Glaucoma is the second leading cause of blindness in the world, impacting approximately 2.7 million people in the U.S alone . It is a complex set of diseases and, if left untreated, can lead to blindness. It’s a particularly large issue in Australia, where only 50% of all people who have it are actually diagnosed and receive the treatment they need .
As part of a team of scientists from IBM and New York University, my colleagues and I are looking at new ways AI could be used to help ophthalmologists and optometrists further utilize eye images, and potentially help to speed the process for detecting glaucoma in images. In a recent paper, we detail a new deep learning framework that detects glaucoma directly from raw optical coherence tomographic (OCT) imaging, a method which uses light waves to take cross-section pictures of the retina. This method achieved an accuracy rate of 94 percent, without any additional segmentation or scrubbing of the data, which is usually time-consuming.

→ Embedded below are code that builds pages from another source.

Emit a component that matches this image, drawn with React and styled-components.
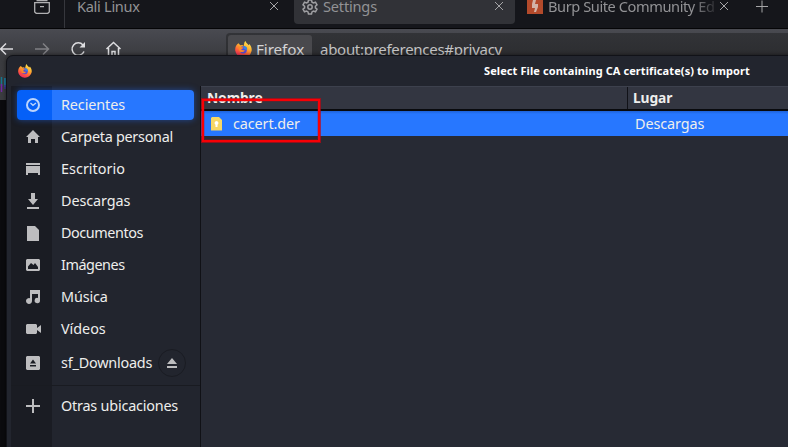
import React from "react";
import styled, { createGlobalStyle } from "styled-components";

const GlobalStyle = createGlobalStyle`
  * { box-sizing: border-box; }
  body { margin: 0; background: #0b0b0e; overflow: hidden; font-family: "Noto Sans", sans-serif; }
  svg { display: block; flex: none; }
`;

const Browser = styled.div`
  position: relative;
  width: 788px;
  height: 447px;
  overflow: hidden;
  background: #0b0b0e;
`;

const TabBar = styled.div`
  display: flex;
  height: 28px;
  background: #15161b;
  color: #929295;
  font-size: 14.6px;
`;

const PinnedArea = styled.div`
  width: 65px;
  border-right: 1px solid #36373d;
  padding-left: 34px;
`;

const Tab = styled.div`
  display: flex;
  flex: none;
  width: ${(p) => p.$width}px;
  height: ${(p) => (p.$active ? 24 : 28)}px;
  padding-left: ${(p) => p.$pad}px;
  background: ${(p) => (p.$active ? "#313237" : "transparent")};
  border-radius: 0 0 4px 4px;
`;

const TabTitle = styled.span`
  flex: 1;
  min-width: 0;
  height: 19px;
  line-height: 13px;
  margin-left: ${(p) => p.$gap || 0}px;
  letter-spacing: ${(p) => p.$track || 0}px;
  white-space: nowrap;
  ${(p) => p.$fade && "mask-image: linear-gradient(90deg, #000 84%, transparent 101%);"}
`;

const NavBar = styled.div`
  display: flex;
  height: 72px;
  border-top: 1px solid #050507;
  background: linear-gradient(#494a51, #3a3b3f 28px, #3b3c40);
`;

const NavIcons = styled.div`
  width: 226px;
  padding-top: 12px;
`;

const UrlBar = styled.div`
  flex: 1;
  display: flex;
  height: 40px;
  margin-top: 4px;
  padding: 2px 0 0 2px;
  background: linear-gradient(#323337, #2c2d30 24px);
  border-radius: 4px 0 0 4px;
  color: #c5c5c6;
  font-size: 15.3px;
  line-height: 30px;
`;

const Address = styled.span`
  font-size: 15px;
  line-height: 29px;
  letter-spacing: -0.28px;
`;

const Identity = styled.div`
  display: flex;
  gap: 4px;
  width: 84px;
  height: 32px;
  padding: 6px 0 0 7px;
  margin-right: 8px;
  border-radius: 3px;
  background: #49494d;
  color: #d5d5d6;
  line-height: 17px;
  letter-spacing: -0.1px;
`;

const Dialog = styled.section`
  position: absolute;
  left: 6px;
  top: 55px;
  width: 800px;
  height: 420px;
  border: 1px solid #111218;
  border-top-left-radius: 7px;
  background: #22252e;
  box-shadow: 0 0 4px #0008;
  color: #eeeeec;
`;

const TitleBar = styled.header`
  display: flex;
  align-items: center;
  height: 30px;
  padding-left: 11px;
`;

const Title = styled.h1`
  margin: -2px 0 0 452px;
  font-size: 11px;
  font-weight: 700;
  letter-spacing: 0.09px;
  white-space: nowrap;
  color: #fff;
`;

const Body = styled.div`
  display: flex;
  height: 390px;
  padding-left: 4px;
`;

const Sidebar = styled.nav`
  width: 190px;
  padding-top: 3px;
  border-right: 1px solid #101116;
  background: linear-gradient(90deg, #1a1c23 41px, #22252e 41px);
`;

const Place = styled.div`
  display: flex;
  align-items: center;
  height: ${(p) => p.$height || 32}px;
  padding-left: 15px;
  font-size: 14.4px;
  white-space: nowrap;
`;

const SelectedPlace = styled(Place)`
  height: 30px;
  width: 177px;
  margin: 1px 0 1px 6px;
  padding-left: 9px;
  border-radius: 4px;
  background: linear-gradient(90deg, #0560f8 35px, #2777ff 35px);
  box-shadow: 0 0 6px #2070ff80;
`;

const PlaceName = styled.span`
  margin: -2px 0 0 21px;
  letter-spacing: ${(p) => p.$track || 0}px;
`;

const EjectButton = styled.button`
  display: grid;
  place-items: center;
  width: 28px;
  height: 28px;
  margin-left: auto;
  margin-right: 14px;
  padding: 0;
  border: 1px solid #1a1c23;
  border-radius: 50%;
  background: #22252e;
`;

const Divider = styled.div`
  height: 1px;
  margin: 4px 0;
  background: #191b21;
`;

const Files = styled.main`
  flex: 1;
  background: #272a34;
  font-size: 14.4px;
`;

const Columns = styled.div`
  display: grid;
  grid-template-columns: 427px 1fr;
`;

const ColumnHeads = styled(Columns)`
  height: 25px;
  border-top: 1px solid #3d414d;
  border-bottom: 2px solid #090a0d;
  background: #333641;
  font-weight: 700;
  line-height: 22px;
`;

const ColumnHead = styled.div`
  padding-left: ${(p) => p.$pad}px;
  border-right: 1px solid #111218;
  font-size: 13.8px;
  letter-spacing: -0.1px;
`;

const FileRow = styled(Columns)`
  height: 25px;
  background: linear-gradient(#1e62d8, #2777ff 3px);
  line-height: 25px;
`;

const FileCell = styled.div`
  display: flex;
  align-items: center;
  gap: 10px;
  padding-left: ${(p) => p.$pad}px;
  letter-spacing: -0.1px;
`;

const Highlight = styled.div`
  position: absolute;
  left: 202px;
  top: 99px;
  width: 118px;
  height: 43px;
  border: 2px solid #f80005;
  box-shadow: 0 0 0 1px #c30410b0, inset 0 0 0 1px #c3041040;
`;

const Close = ({ width }) => (
  <svg width={width} height="12" viewBox={`0 0 ${width} 12`} stroke="#a5a5a7" strokeWidth="1">
    <path d="M1 2l8 8M9 2l-8 8" />
  </svg>
);

const Firefox = ({ size, id }) => (
  <svg width={size} height={size} viewBox="0 0 16 16">
    <defs>
      <linearGradient id={id} x1=".8" y1="0" x2=".3" y2="1">
        <stop offset="0" stopColor="#fff15a" />
        <stop offset=".4" stopColor="#ffab2e" />
        <stop offset=".7" stopColor="#ff593d" />
        <stop offset="1" stopColor="#ee2464" />
      </linearGradient>
    </defs>
    <path fill={`url(#${id})`} d="M3.2 2.2L5 4l2-.3L8 5l1-4 1-1c0 2 2 2.500 3 4l.6-1.200C15.300 5 16 7 15.600 9.500A7.800 7.800 0 0 1 .2 9C0 6 1 3.800 3.200 2.200z" />
    <circle cx="7.8" cy="8.3" r="3.4" fill="#584ad2" />
    <path fill="#3885df" d="M8 4.8c2.6-.2 4 2 3.2 4L8 7z" />
    <path fill="#ff8a26" d="M2.8 5.2L7.8 6c0 1-2 1.4-2 1.8.6 1.5 2.6.8 3.4 1.2-1 1.6-3.6 2-5 .6z" />
  </svg>
);

const iconPaths = {
  home: "M7 0l7 7h-2v6H9V9H5v4H2V7H0z",
  desktop: "M0 1h14v2H0zM0 4h14v9h-2v-2H2v2H0z",
  download: "M5 -1h4v6h3L7 11 2 5h3zM1 13h12v2H1z",
  document: "M1 0h8l4 4v11H1z",
  image: "M1 1h12l1 1v10l-1 1H1l-1-1V2zM2 11h10V9L9 5 7.5 7 5 5 2 8.5z",
  music: "M4 0h10v10.500a2.700 2.700 0 1 1-2-2.600V4H6v7a3 3 0 1 1-2-2.800z",
  video: "M1 2h9l1 1v3l4-3v8l-4-3v3l-1 1H1l-1-1V3z",
  drive: "M1 0h12l1 1v12l-1 1H1l-1-1V1zM7 3.500L4 7.500h6zM4 9v1.600h6V9z",
  plus: "M6 0h2v6h6v2H8v6H6V8H0V6h6z",
};

const PlaceIcon = ({ name }) => (
  <svg width="14" height="14" viewBox="0 0 14 14" overflow="visible" fill="#bdbdbf">
    {name === "recent" ? (
      <g fill="none" stroke="#bcd4fc">
        <circle cx="7" cy="7" r="6" strokeWidth="2" />
        <path d="M4.500 5L7 7.300 10 5" strokeWidth="1.300" />
      </g>
    ) : (
      <path fillRule="evenodd" d={iconPaths[name]} />
    )}
  </svg>
);

const places = [
  ["home", "Carpeta personal", -0.27],
  ["desktop", "Escritorio", 0.03],
  ["download", "Descargas", -0.1],
  ["document", "Documentos", -0.42],
  ["image", "Imágenes", -0.45],
  ["music", "Música", -0.15],
  ["video", "Vídeos", -0.03],
];

export default function App() {
  return (
    <Browser>
      <GlobalStyle />
      <TabBar>
        <PinnedArea>
          <svg width="17" height="15" viewBox="0 0 17 15" fill="none" stroke="#b0b0b2" strokeWidth="1.300">
            <path d="M.7 2.700h14.600v9.200l-1.500 1.400H2.200L.7 11.900zM2.500 .5h11M6 6.700h4" />
          </svg>
        </PinnedArea>
        <Tab $width={229} $pad={12}>
          <TabTitle $track={-0.3}>Kali Linux</TabTitle>
          <Close width={25} />
        </Tab>
        <Tab $width={221} $pad={8} $active>
          <svg width="16" height="15" viewBox="0 1 16 15" fill="none" stroke="#a0a0a3" strokeWidth="1.500">
            <path d="M6.500 1h3l.5 2.200 1.400.8 2.100-.8 1.500 2.600L13.400 7.300v1.500l1.600 1.400-1.500 2.600-2.100-.7-1.400.8-.5 2.200h-3L6 12.900l-1.400-.8-2.100.7L1 10.200l1.600-1.400V7.300L1 5.800l1.500-2.600 2.100.8L6 3.200z" />
            <circle cx="8" cy="8" r="2.200" />
          </svg>
          <TabTitle $gap={5} $track={-0.2}>Settings</TabTitle>
          <Close width={21} />
        </Tab>
        <Tab $width={273} $pad={12}>
          <svg width="16" height="14" viewBox="0 0 16 14">
            <path fill="#b34a2b" d="M0 0h16v14H0z" />
            <path fill="#d3b3a7" d="M6 0h3L8 4h3v3L9 12H7l1-4H5V4z" />
          </svg>
          <TabTitle $gap={5} $track={-0.42} $fade>Burp Suite Community Ed</TabTitle>
          <svg width="69" height="13" viewBox="0 0 69 13" stroke="#a5a5a7">
            <path d="M1 2l8 8M9 2l-8 8M37 6.500h12M43 .5v12" />
          </svg>
        </Tab>
      </TabBar>
      <NavBar>
        <NavIcons>
          <svg width="126" height="58" viewBox="0 41 126 58" fill="none" stroke="#dddde0" strokeWidth="1.500">
            <path d="M13 49H1M6 43.500L.5 49 6 54.500" />
            <path stroke="#808084" d="M35 49h13M43 43.500l5.500 5.500-5.500 5.500" />
            <path d="M83 45a6.200 6.200 0 1 0 1 6.500" />
            <path fill="#dddde0" stroke="none" d="M85 42v5.500h-5.500z" />
            <path d="M106.500 49l7-6.500 7 6.500M108.500 48v8h10v-8M112 56v-4.500h3V56" />
            <path stroke="#17778f" d="M1.500 77v9" />
            <path stroke="#7327a5" d="M1.500 84v8" />
            <path stroke="#1788b5" d="M5 78v9" />
            <path stroke="#40309d" d="M5 85v4" />
          </svg>
        </NavIcons>
        <UrlBar>
          <Identity><Firefox size={17} id="identity" />Firefox</Identity>
          <Address>about:preferences#privacy</Address>
        </UrlBar>
      </NavBar>
      <Dialog>
        <TitleBar>
          <Firefox size={14} id="titlebar" />
          <Title>Select File containing CA certificate(s) to import</Title>
        </TitleBar>
        <Body>
          <Sidebar>
            <SelectedPlace>
              <PlaceIcon name="recent" />
              <PlaceName $track={-0.1}>Recientes</PlaceName>
            </SelectedPlace>
            {places.map(([icon, name, track]) => (
              <Place key={icon}>
                <PlaceIcon name={icon} />
                <PlaceName $track={track}>{name}</PlaceName>
              </Place>
            ))}
            <Place $height={36}>
              <PlaceIcon name="drive" />
              <PlaceName $track={-0.2}>sf_Downloads</PlaceName>
              <EjectButton aria-label="Expulsar">
                <svg width="10" height="10" viewBox="0 0 10 10" fill="#bdbdbf">
                  <path d="M5 0l5 6H0zM0 8h10v2H0z" />
                </svg>
              </EjectButton>
            </Place>
            <Divider />
            <Place>
              <PlaceIcon name="plus" />
              <PlaceName $track={-0.2}>Otras ubicaciones</PlaceName>
            </Place>
          </Sidebar>
          <Files>
            <ColumnHeads>
              <ColumnHead $pad={6}>Nombre</ColumnHead>
              <ColumnHead $pad={5}>Lugar</ColumnHead>
            </ColumnHeads>
            <FileRow>
              <FileCell $pad={10}>
                <svg width="12" height="14" viewBox="0 0 12 14">
                  <path fill="#f7d766" d="M1 0h7l3 3v10.500H0V1z" />
                  <path fill="#fff" d="M5.500 4a2 2 0 0 1 1 3.700V10h-2V7.700a2 2 0 0 1 1-3.700z" />
                </svg>
                cacert.der
              </FileCell>
              <FileCell $pad={7}>Descargas</FileCell>
            </FileRow>
          </Files>
        </Body>
      </Dialog>
      <Highlight />
    </Browser>
  );
}
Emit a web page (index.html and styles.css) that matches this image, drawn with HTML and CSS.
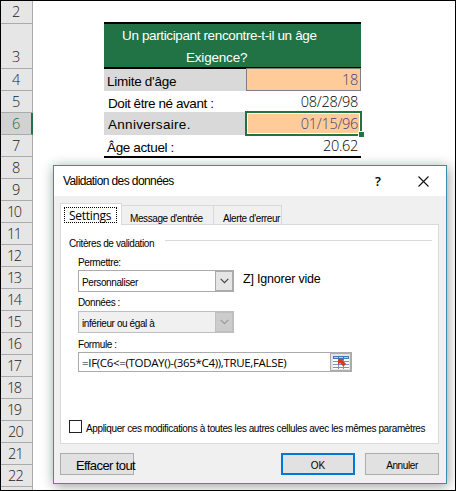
FILE: index.html
```html
<!DOCTYPE html>
<html lang="fr">
<head>
  <meta charset="UTF-8" />
  <meta name="viewport" content="width=device-width, initial-scale=1.0"/>
  <title>Validation des données</title>
  <link rel="stylesheet" href="styles.css">
</head>
<body>
  <div class="sheet">
    <div class="rows">
      <div class="one row-2">2</div>
      <div class="one row-3">3</div>
      <div class="one">4</div>
      <div class="one">5</div>
      <div class="one active">6</div>
      <div class="one">7</div>
      <div class="one">8</div>
      <div class="one">9</div>
      <div class="teen">10</div>
      <div class="teen">11</div>
      <div class="teen">12</div>
      <div class="teen">13</div>
      <div class="teen">14</div>
      <div class="teen">15</div>
      <div class="teen">16</div>
      <div class="teen">17</div>
      <div class="teen">18</div>
      <div class="teen">19</div>
      <div>20</div>
      <div>21</div>
      <div>22</div>
      <div class="last"></div>
    </div>

    <div class="data">
      <div class="heading">
        <span class="h1">Un participant rencontre-t-il un âge</span>
        <span class="h2">Exigence?</span>
      </div>
      <div class="line grey"><span class="name n1">Limite d'âge</span><span class="value input">18</span></div>
      <div class="line born"><span class="name n2">Doit être né avant :</span><span class="value">08/28/98</span></div>
      <div class="line grey birthday"><span class="name n3">Anniversaire.</span><span class="value selected">01/15/96<i class="handle"></i></span></div>
      <div class="line"><span class="name n4">Âge actuel :</span><span class="value">20.62</span></div>
    </div>

    <div class="dialog">
      <div class="titlebar">
        <span class="title">Validation des données</span>
        <span class="help">?</span>
        <svg class="close" width="11" height="11" viewBox="0 0 11 11"><path d="M.5 .5l10 10M10.500 .5l-10 10" stroke="#111" stroke-width="1.100" fill="none"/></svg>
      </div>

      <div class="tabs">
        <div class="tab current"><span>Settings</span></div>
        <div class="tab message">Message d'entrée</div>
        <div class="tab alert">Alerte d'erreur</div>
      </div>

      <div class="panel">
        <div class="legend"><span>Critères de validation</span></div>
        <div class="label l1">Permettre:</div>
        <div class="allow">
          <div class="select"><span>Personnaliser</span>
            <b><svg width="9" height="6" viewBox="0 0 9 6"><path d="M.7 .8l3.800 3.800L8.300 .8" stroke="#444" stroke-width="1.200" fill="none"/></svg></b>
          </div>
          <span class="ignore">Z] Ignorer vide</span>
        </div>
        <div class="label l2">Données :</div>
        <div class="select disabled"><span>inférieur ou égal à</span>
          <b><svg width="9" height="6" viewBox="0 0 9 6"><path d="M.7 .8l3.800 3.800L8.300 .8" stroke="#999" stroke-width="1.200" fill="none"/></svg></b>
        </div>
        <div class="label l3">Formule :</div>
        <div class="formula"><span>=IF(C6&lt;=(TODAY()-(365*C4)),TRUE,FALSE)</span>
          <b>
            <svg width="16" height="13" viewBox="0 0 16 13">
              <path fill="#fff" d="M0 0h16v13H0z"/>
              <path fill="#4474b8" d="M0 0h16v3H0z"/>
              <path fill="#b9cde8" d="M1 1h4v1H1zM6 1h4v1H6zM11 1h4v1h-4z"/>
              <path stroke="#6f94c8" fill="none" d="M0 5.500h16M0 8.500h16M0 11.500h16M5.500 3v10M10.500 3v10"/>
              <path fill="#cf3c25" d="M5 3h6L9.500 4.500l3.500 3.300L10.500 10.500 7 7 5 9z"/>
            </svg>
          </b>
        </div>
        <div class="apply"><i></i><span>Appliquer ces modifications à toutes les autres cellules avec les mêmes paramètres</span></div>
      </div>

      <div class="buttons">
        <div class="btn clear"><span>Effacer tout</span></div>
        <div class="btn ok"><span>OK</span></div>
        <div class="btn cancel"><span>Annuler</span></div>
      </div>
    </div>
  </div>
</body>
</html>
```

FILE: styles.css
```css
* {
  box-sizing: border-box;
}
body {
  margin: 0;
  font-family: "Liberation Sans", Arial, sans-serif;
  color: #000;
}
.sheet {
  position: relative;
  display: flex;
  width: 456px;
  height: 491px;
  border: 1px solid #000;
  background: #fff;
  overflow: hidden;
  white-space: nowrap;
}

/* row numbers */
.rows {
  width: 32px;
  flex: none;
  background: #e6e6e6;
  border-right: 1px solid #ababab;
  font-family: "Open Sans", sans-serif;
  font-weight: 300;
  font-size: 14.5px;
  letter-spacing: -0.7px;
  color: #222;
}
.rows div {
  height: 22px;
  line-height: 21px;
  padding-left: 7px;
  border-bottom: 1px solid #ababab;
}
.rows .one {
  padding-left: 11px;
}
.rows .teen {
  padding-left: 6px;
  letter-spacing: -1.5px;
}
.rows .row-2 {
  height: 23px;
}
.rows .row-3 {
  height: 45px;
  padding-top: 22px;
}
.rows .active {
  height: 22px;
  margin-right: -1px;
  background: #d2d2d2;
  color: #217346;
  border-right: 2px solid #217346;
}
.rows .last {
  border: 0;
}

/* cells */
.data {
  width: 257px;
  height: 136px;
  margin: 21px 0 0 71px;
  border-top: 2px solid #000;
  border-bottom: 2px solid #000;
  font-size: 13.5px;
}
.heading {
  display: flex;
  flex-direction: column;
  height: 45px;
  background: #217346;
  border-bottom: 2px solid #000;
  color: #fff;
  line-height: 22px;
  padding-top: 1px;
}
.heading .h1 {
  padding-left: 18px;
  letter-spacing: -0.37px;
}
.heading .h2 {
  padding-left: 82px;
  letter-spacing: -0.2px;
}
.line {
  display: flex;
  height: 22px;
  line-height: 25px;
}
.born {
  height: 21px;
}
.grey .name {
  background: #d9d9d9;
}
.name {
  width: 142px;
  padding-left: 4px;
}
.n1 {
  padding-left: 3px;
  letter-spacing: -0.27px;
}
.n2 {
  letter-spacing: -0.43px;
}
.n3 {
  letter-spacing: 0.3px;
}
.n4 {
  padding-left: 3px;
  letter-spacing: -0.36px;
}
.value {
  width: 115px;
  padding-right: 3px;
  text-align: right;
  font-family: "Open Sans", sans-serif;
  font-weight: 300;
  font-size: 14.5px;
  letter-spacing: -0.3px;
  line-height: 21px;
}
.input {
  height: 23px;
  margin-top: -1px;
  border: 1px solid #7f7f7f;
  background: #ffcc99;
  color: #3f3f76;
  padding-right: 2px;
}
.birthday {
  height: 23px;
}
.selected {
  position: relative;
  height: 25px;
  width: 117px;
  margin: -1px -1px 0 -1px;
  border: 2px solid #217346;
  box-shadow: inset 0 0 0 1px #fff;
  background: #ffcc99;
  color: #3f3f76;
  padding-right: 2px;
}
.handle {
  position: absolute;
  right: -4px;
  bottom: -3px;
  width: 6px;
  height: 6px;
  background: #217346;
  border: 1px solid #fff;
  border-width: 1px 0 0 1px;
}

/* dialog window */
.dialog {
  position: absolute;
  left: 52px;
  top: 164px;
  width: 394px;
  height: 319px;
  border: 1px solid #3c8dab;
  background: #f0f0f0;
  box-shadow: 1px 2px 12px rgba(0, 0, 0, 0.4);
  font-size: 10px;
  letter-spacing: -0.4px;
}
.titlebar {
  display: flex;
  align-items: center;
  height: 30px;
  padding-left: 9px;
  background: #fff;
}
.title {
  width: 312px;
  font-size: 12px;
  letter-spacing: -0.6px;
}
.help {
  width: 15px;
  font-family: "Open Sans", sans-serif;
  font-size: 13px;
  font-weight: 600;
}
.close {
  margin-left: 28px;
}
.tabs {
  display: flex;
  align-items: flex-end;
  height: 28px;
  padding-left: 6px;
}
.tab {
  height: 19px;
  border: 1px solid #d9d9d9;
  border-left: 0;
  border-bottom: 0;
  line-height: 25px;
}
.current {
  z-index: 1;
  width: 62px;
  height: 22px;
  margin-bottom: -1px;
  border-left: 1px solid #d9d9d9;
  background: #fff;
  padding: 3px 0 0 3px;
}
.current span {
  display: block;
  width: 53px;
  height: 16px;
  border: 1px dotted #000;
  padding-left: 4px;
  font-family: "Open Sans", sans-serif;
  font-size: 12px;
  letter-spacing: -0.3px;
  line-height: 15px;
}
.message {
  width: 92px;
  padding-left: 8px;
}
.alert {
  width: 68px;
  padding-left: 9px;
}
.panel {
  width: 379px;
  height: 220px;
  margin-left: 6px;
  border: 1px solid #d9d9d9;
  background: #fff;
  padding: 12px 6px 0 8px;
}
.legend {
  display: flex;
  height: 14px;
  line-height: 14px;
}
.legend span {
  width: 96px;
}
.legend::after {
  content: "";
  flex: 1;
  height: 1px;
  margin-top: 3px;
  background: #d9d9d9;
}
.label {
  padding-left: 9px;
  height: 12px;
  line-height: 12px;
}
.l1 {
  margin: 6px 0 1px;
}
.l2 {
  margin: 5px 0 2px;
}
.l3 {
  margin: 6px 0 1px;
}
.allow {
  display: flex;
}
.select,
.formula {
  display: flex;
  width: 156px;
  height: 22px;
  margin-left: 9px;
  border: 1px solid #ababab;
  line-height: 23px;
}
.select span,
.formula span {
  flex: 1;
  padding-left: 3px;
}
.select b {
  display: flex;
  align-items: center;
  justify-content: center;
  width: 18px;
  border: 1px solid #ababab;
  background: #e5e5e5;
}
.disabled {
  background: #f0f0f0;
  border-color: #bfbfbf;
}
.disabled b {
  background: #ccc;
  border-color: #bfbfbf;
}
.ignore {
  margin-left: 9px;
  font-size: 12.5px;
  letter-spacing: -0.2px;
  line-height: 18px;
}
.formula {
  width: 274px;
  height: 20px;
  font-family: "Open Sans", sans-serif;
  font-size: 11.5px;
  letter-spacing: -0.33px;
  line-height: 19px;
}
.formula b {
  display: flex;
  align-items: center;
  justify-content: center;
  width: 21px;
  border: 1px solid #ababab;
  background: #e5e5e5;
}
.apply {
  display: flex;
  margin-top: 48px;
}
.apply i {
  flex: none;
  width: 13px;
  height: 13px;
  border: 1px solid #222;
}
.apply span {
  padding-left: 4px;
  letter-spacing: -0.385px;
  line-height: 17px;
}
.buttons {
  display: flex;
  padding: 9px 0 0 6px;
}
.btn {
  width: 74px;
  height: 22px;
  border: 1px solid #adadad;
  background: #e1e1e1;
  text-align: center;
  line-height: 23px;
}
.clear {
  font-size: 13px;
  letter-spacing: -0.6px;
  text-align: left;
  padding-left: 15px;
}
.ok {
  margin-left: 147px;
  border: 2px solid #0078d7;
  letter-spacing: 0;
  line-height: 21px;
}
.cancel {
  margin-left: 10px;
}
```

Currently, glaucoma is diagnosed using a variety of tests, such as intraocular pressure measurements and visual field tests, as well as fundus and OCT imaging. OCT provides an efficient way to visualize and quantify structures in the eye, namely the retinal nerve fibre layer (RNFL), which changes with progression of the disease.
Although this approach works well, it requires an additional process to quantify the RNFL in OCT images. These techniques also typically clean up the input data in a variety of ways, such as flipping all eyes into the same orientation (left or right) in order to reduce variability in the data to improve the performance of the classifiers. Our approach removes these additional steps, indicating that these potentially time-consuming stages are not required for the detection of glaucoma.
Ultimately, when normalised by a false positive rate, in a cohort of 624 subjects (217 healthy and 432 glaucoma patients), our new approach, founded in deep learning, correctly detects glaucomatous eyes in 94% of cases, while previously mentioned techniques only found this in 86% of cases. We believe this improved accuracy is a result of eliminating errors in the automated segmentation of structures in images as well as the inclusion of regions of the image that are not currently utilised clinically for this purpose.
Additionally, contrary to the current trend in AI research that uses larger and deeper networks, the network we used was a small 5-layer network because medical data is not as easily accessible due its confidential nature. This data scarcity makes the use of large networks impractical in many medical applications. Even in research, we are sometimes seeing that “less is more,” and the training of these algorithms on smaller networks allows them to run with greater efficiency.
This is just one facet of our research in applying AI for the eye. In a recently announced new collaboration, IBM Research and George & Matilda (G&M) will leverage G&M’s robust data set of anonymous clinical data and imaging studies to explore methods to use deep learning models and imaging analytics to support clinicians in the identification and detection of eye disease—including glaucoma—in images. Researchers will also look to investigate the potential biomarkers of glaucoma, which could help in better understanding disease progression.